”While Abraham Lincoln is widely lauded for reuniting the North with the South and abolishing slavery from our country, no one has ever known about his valiant fight against America’s vampires or his earnest decapitating of them with his trusty axÉuntil now,“ said the press notes about Seth-Grahame Smith’s novel, Abraham Lincoln: Vampire Hunter, which was released March 2.
On the front cover, Lincoln is dressed in a suit and a long coat, a picture we are all familiar with. But on his coat is a smeared, bloody handprint. Behind him is an even bloodier mess, as if some sort of massacre had happened. Flip the book over and you see Lincoln holding an axe covered in blood, and Lincoln holds the hand of an unfortunate vampire.

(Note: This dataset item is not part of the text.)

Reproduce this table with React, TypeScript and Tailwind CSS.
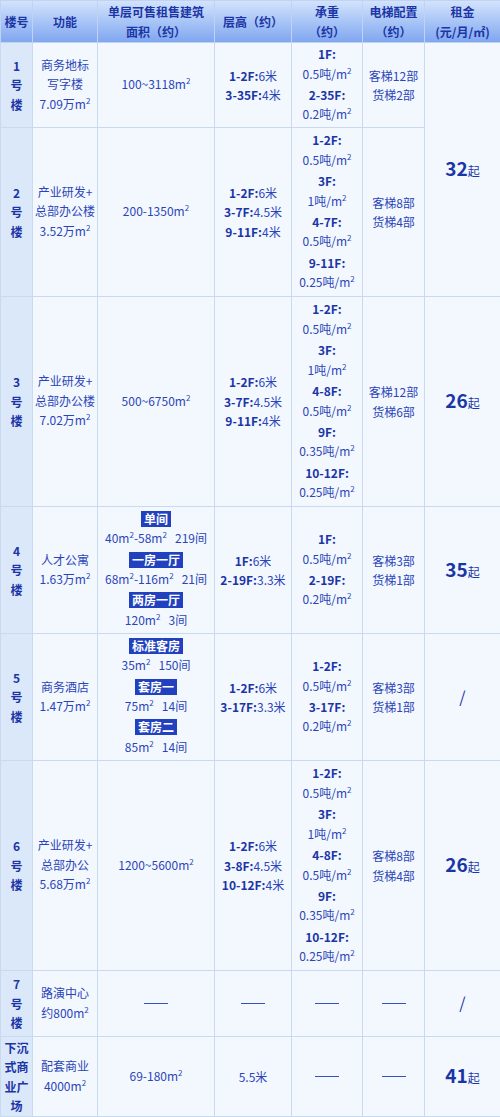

For this novel, Smith has prepared himself for outrage from historians and Lincoln fans. But he has done his research, and he has written the novel according to Lincoln’s life. The novel is written as a kind of presidential biography, as David McCullough (1776) would’ve written. But the events of the president’s life have been repositioned and rearranged to correspond with the myth of Lincoln’s revenge toward the walking dead.

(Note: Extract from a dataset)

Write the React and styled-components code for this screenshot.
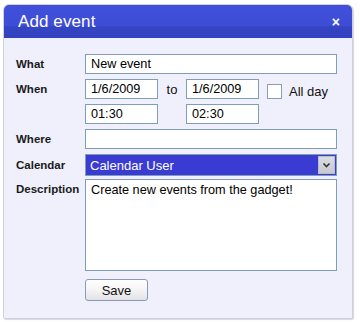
import React from "react";
import styled, { createGlobalStyle } from "styled-components";

const GlobalStyle = createGlobalStyle`
    html, body {
        margin: 0;
        padding: 0;
        background: #ffffff;
    }
    body {
        font-family: "Liberation Sans", Arial, sans-serif;
    }
`;

const Page = styled.div`
    width: 360px;
    height: 322px;
    padding: 4px 0 0 3px;
    box-sizing: border-box;
`;

const Dialog = styled.div`
    width: 350px;
    height: 315px;
    box-sizing: border-box;
    border: 1px solid #cfd1da;
    border-radius: 6px 6px 2px 2px;
    background: #eff0fb;
    box-shadow: 1px 1px 1px #d8d8de;
    overflow: hidden;
    display: flex;
    flex-direction: column;
`;

const Header = styled.div`
    height: 33px;
    flex: none;
    display: flex;
    align-items: center;
    justify-content: space-between;
    padding: 0 12px 0 14px;
    background: linear-gradient(#4150da 0%, #3e4dd6 62%, #3444c3 66%, #3242bf 100%);
    color: #ffffff;
`;

const Title = styled.div`
    font-size: 17px;
    letter-spacing: 0.1px;
`;

const Close = styled.div`
    font-size: 14px;
    font-weight: bold;
    line-height: 1;
`;

const Body = styled.div`
    padding: 16px 15px 0 12px;
    display: flex;
    flex-direction: column;
`;

const Row = styled.div`
    display: flex;
    align-items: ${(p) => (p.$top ? "flex-start" : "center")};
    margin-top: ${(p) => p.$gap ?? 5}px;
`;

const Label = styled.div`
    width: 69px;
    flex: none;
    font-size: 11.5px;
    font-weight: bold;
    color: #1a1a1a;
    padding-top: ${(p) => (p.$top ? 4 : 0)}px;
`;

const Field = styled.div`
    height: ${(p) => p.$h ?? 20}px;
    width: ${(p) => (p.$w ? `${p.$w}px` : "auto")};
    flex: ${(p) => (p.$w ? "none" : "1")};
    box-sizing: border-box;
    border: 1px solid #7f9db9;
    background: #ffffff;
    font-size: 12.7px;
    color: #000000;
    padding: ${(p) => (p.$area ? "3px 5px" : "0 5px")};
    display: flex;
    align-items: ${(p) => (p.$area ? "flex-start" : "center")};
`;

const To = styled.div`
    width: 28px;
    text-align: center;
    font-size: 13px;
    color: #111;
`;

const Check = styled.div`
    width: 15px;
    height: 15px;
    box-sizing: border-box;
    border: 1px solid #8c9bb6;
    background: #ffffff;
    margin: 4px 0 0 8px;
`;

const CheckLabel = styled.div`
    margin-left: 7px;
    font-size: 13px;
    color: #111;
    padding-top: 4px;
`;

const Spacer = styled.div`
    width: 28px;
`;

const Select = styled.div`
    flex: 1;
    height: 22px;
    box-sizing: border-box;
    border: 1px solid #7f9db9;
    background: #3a3bd3;
    color: #ffffff;
    font-size: 13px;
    display: flex;
    align-items: center;
    justify-content: space-between;
    padding: 0 1px 0 4px;
`;

const DropButton = styled.div`
    width: 17px;
    height: 18px;
    background: linear-gradient(#dcdce4, #c8c8d2);
    border: 1px solid #b9bccb;
    box-sizing: border-box;
    display: flex;
    align-items: center;
    justify-content: center;
`;

const ButtonRow = styled.div`
    display: flex;
    margin-top: 8px;
`;

const SaveButton = styled.div`
    width: 63px;
    height: 22px;
    margin-left: 69px;
    box-sizing: border-box;
    border: 1px solid #8b9bb7;
    border-radius: 3px;
    background: linear-gradient(#ffffff 0%, #f4f4f4 50%, #e2e2e6 100%);
    font-size: 13px;
    color: #111;
    display: flex;
    align-items: center;
    justify-content: center;
`;

const App = () => {
    return (
        <>
            <GlobalStyle />
            <Page>
                <Dialog>
                    <Header>
                        <Title>Add event</Title>
                        <Close>×</Close>
                    </Header>
                    <Body>
                        <Row $gap={0}>
                            <Label>What</Label>
                            <Field>New event</Field>
                        </Row>
                        <Row>
                            <Label>When</Label>
                            <Field $w={73}>1/6/2009</Field>
                            <To>to</To>
                            <Field $w={73}>1/6/2009</Field>
                            <Check />
                            <CheckLabel>All day</CheckLabel>
                        </Row>
                        <Row>
                            <Label />
                            <Field $w={73}>01:30</Field>
                            <Spacer />
                            <Field $w={73}>02:30</Field>
                        </Row>
                        <Row>
                            <Label>Where</Label>
                            <Field />
                        </Row>
                        <Row>
                            <Label>Calendar</Label>
                            <Select>
                                <span>Calendar User</span>
                                <DropButton>
                                    <svg width="9" height="6" viewBox="0 0 9 6">
                                        <path d="M1.5 1.5 L4.5 4.5 L7.5 1.5" fill="none" stroke="#333" strokeWidth="1.6" />
                                    </svg>
                                </DropButton>
                            </Select>
                        </Row>
                        <Row $top $gap={3}>
                            <Label $top>Description</Label>
                            <Field $h={92} $area>Create new events from the gadget!</Field>
                        </Row>
                        <ButtonRow>
                            <SaveButton>Save</SaveButton>
                        </ButtonRow>
                    </Body>
                </Dialog>
            </Page>
        </>
    );
};

export default App;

In this book, instead of Lincoln’s mother dying from milk sickness when he was only 9 years old, his mother’s death came by the hang, or fangs, of a bloodthirsty vampire. Now, like a typical comic book avenger, Lincoln is furious and has vowed to kill and eliminate every existing vampire he can find. Oh, and John Wilkes Booth, Lincoln’s nemesis and murderer, is supposedly a vampire as well.
It all sounds ludicrous, and it is, but the facts all seem to align with reality. In a newsletter from the Lincoln Presidential Library, writer Zach Baliva calls the book ”perfectly preposterous,“ even though Smith sticks to the facts of Lincoln's life. The basics are all there; Smith just adds ”some fangs, some garlic and maybe a few wooden stakes,“ according to Baliva.
Grand Central publishing has signed a two-book contract with Seth-Grahame Smith for half a million dollars. The editor who acquired this contract with Smith says, ”I wouldn’t say anyone ever single-handedly created anything (unless maybe they were in complete isolation for their entire lives and then suddenly invented Velcro or something) but I do think that Seth has tapped a vein here.“
Seth Grahame-Smith is also the author of Pride and Prejudice and Zombies, an instant classic that was popular with many Jane Austen fans as well as with people who hate her writing.
Even though historians will be infuriated by the addition of fangs and gore to the life of the great Abraham Lincoln, this is not the first time Lincoln’s life and role in history has been tampered with. ”Star Trek“ did an episode where Kirk and Spock met our 15th president in outer space. There was also a time when Lincoln’s picture, obviously tampered with, revealed an ”old photograph“ that depicted Lincoln as a woman. This, of course, was on the cover of a trustworthy tabloid magazine.
It’s obvious Smith is doing this all for gags. The novel has been arranged for laughs and nothing more. Nothing in its 336 pages is disrespectful to this great president, only mythical. Maybe this will bring forth other weird tales -- like Einstein being a paranormal investigator or Franklin D. Roosevelt being Lord Voldemort. (That’s not entirely far off, actually).